While travelling on the New York subway—a metallic ark of people and races, body odour and ambitions—I often watch what people do as they await the doors of that hurtling projectile to open. Some knit, some talk to others, and some talk to themselves. Some others stare vacantly ahead. A few immerse themselves in a book, or at least their eyes bore into the text on their laps, perhaps as a means to avoid the world. A few years ago, however, the books began to vanish. The expensively dressed fellow travellers carried an e-reader. Before long, thanks to Amazon’s talents for mass production, an epidemic of e-readers on the subways came our way. Reading, always a private ritual, was suddenly whisked away into a hermetically closed space. No external markers revealed the history of the book that one’s fellow traveller carried: what sort of book was the other person reading, was it an old edition, what was the cover. Technology had flattened all histories and transformed all markers of human engagement with a written word into an easily distributable electron on a touchscreen.

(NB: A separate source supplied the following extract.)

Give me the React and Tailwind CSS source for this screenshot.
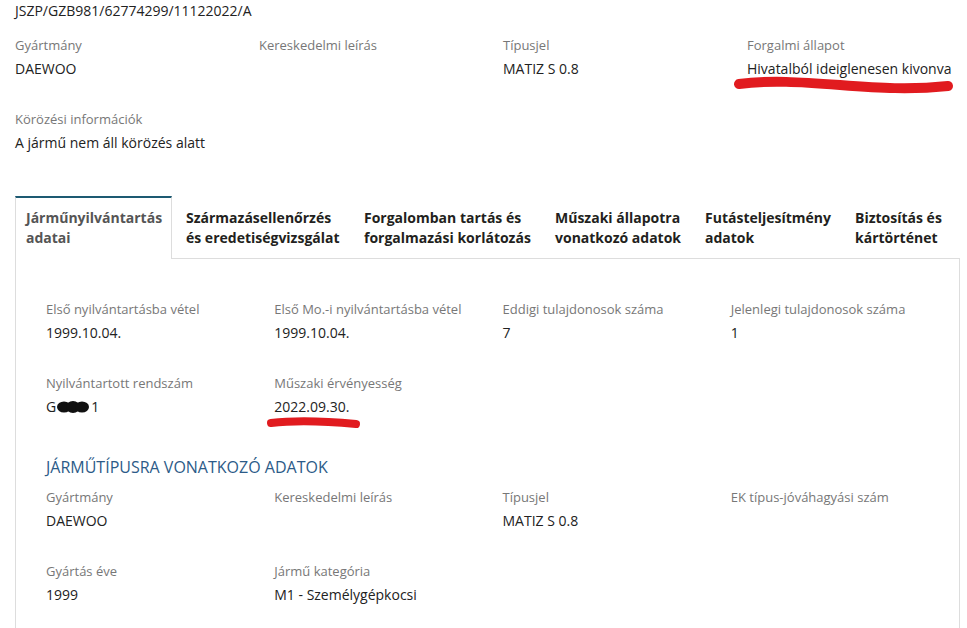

But now, slowly, nearly a decade later, the wheels of taste seem to have turned a full circle. It feels as if the e-readers have found a niche and are unlikely to grow any further. Many have returned to the pleasures of yellowing pages and papercuts; dogeared books are back in the hands of many of my fellow travellers. Every so often, there is a nod of recognition when a fellow traveller is reading a known name, a forgotten voice, or an unseen edition. Conversations are once again an easier possibility. Three weeks ago, I saw a man read Robert Musil’s The Man Without Qualities and he saw the glint of recognition in my eye. We nodded at each other, a moment of benediction bestowed upon us both by a writer who lived a century ago. This happenstance of unexpected encounters finds more colour and life at used bookstores where $1.99 books make themselves available for those who go in search of them. What awaits are forgotten classics and first-edition covers with photos of authors in their youth (a Salman Rushdie with an head full of hair, a skinny Gabriel García Márquez, or a doe-eyed Kamala Markandaya). But most bookstores, like vendors of other goods, must operate under constraints of capital and return on equity. Inside, these bookstores may sell new biographies of Marx and books about the evils of consumerism, but they recognise that the four horsemen of consumer capitalism—rents, cost of capital, technology, consumer taste—stalk them permanently. But unlike other vendors of fast-moving consumer goods, booksellers must struggle for that most scarce item of all: the attention span of readers.
To this end, the successful bookstores employ, like magicians, a variety of tricks in plain sight that are easy to miss. The Strand, an independent and family-owned bookstore (in contrast to bookstores run by corporate behemoths such as Amazon or Barnes & Noble), situated at the cusp of midtown and downtown Manhattan, proudly announces that it is ‘home to 18 miles of books’. The bookstore’s main floor is usually a melee of passersby, dedicated readers, holiday shoppers for Christmas, clerks, and book thieves. A perpetual rearrangement of the same books into new categories allows for a permanent sense of newness. What the Strand has learnt and executes with great aplomb is on its recognition that the real enemy of reading is not video games or cable TV, but distraction. However, in their genius for business, they have recognised that the enemy of reading is not necessarily the enemy of selling books. To attract more customers into their store, into the community of fellow purchasers, the Strand doesn’t shy away from the great lessons of marketing and social media. Every day, some portion of their stacks is being rearranged, every few months they change the layout of floors, their clerical staff are seemingly forever young (probably underpaid relative to profits), for weeks on end some months they have authors streaming in to read their works, they have explicitly carved out spaces for children to read and roil about—all bringing in a continual impression of movement, of energies. All of these frenzies and hustle—one part, a necessity to survive in Manhattan as a business, another, the urgencies imposed by the evolving book industry—masquerade the fact that the products they sell are books, a 600-year-old technology that demands your commitment and attention. At The Strand, they struggle valiantly to associate reading, if not the act of purchasing books, with lightness, with effortlessness, with discovery and serendipity, with the possibility of self-improvement. In this, they mimic the old claims of Humanism that Jean Paul would recognise. Only this time, self-improvement comes with a 10 per cent discount if you have a gift card.
The community of book readers in this age of late capitalism has acquired its own unique form—neither is it scholasticism of the medieval era, nor a medium for ideological commitments of the 19th century, or even the despairing existentialism of the post World War II era. Instead, by now, reading and the camaraderie of fellow readers are a distilled expression of our times: loyal to none but the next shiny thing in an inexhaustible array of shiny things that the market throws our way in exchange for our fleeting loyalties. The old illusions about self-improvement and collective aspirations born of reading are dead, but the new ones are nowhere to be seen. Till then, we wander from sentence to sentence, paragraph to paragraph, in hopes of discovering another who wanders the same page, somewhere in the world. A fellow reader who might also become our friend.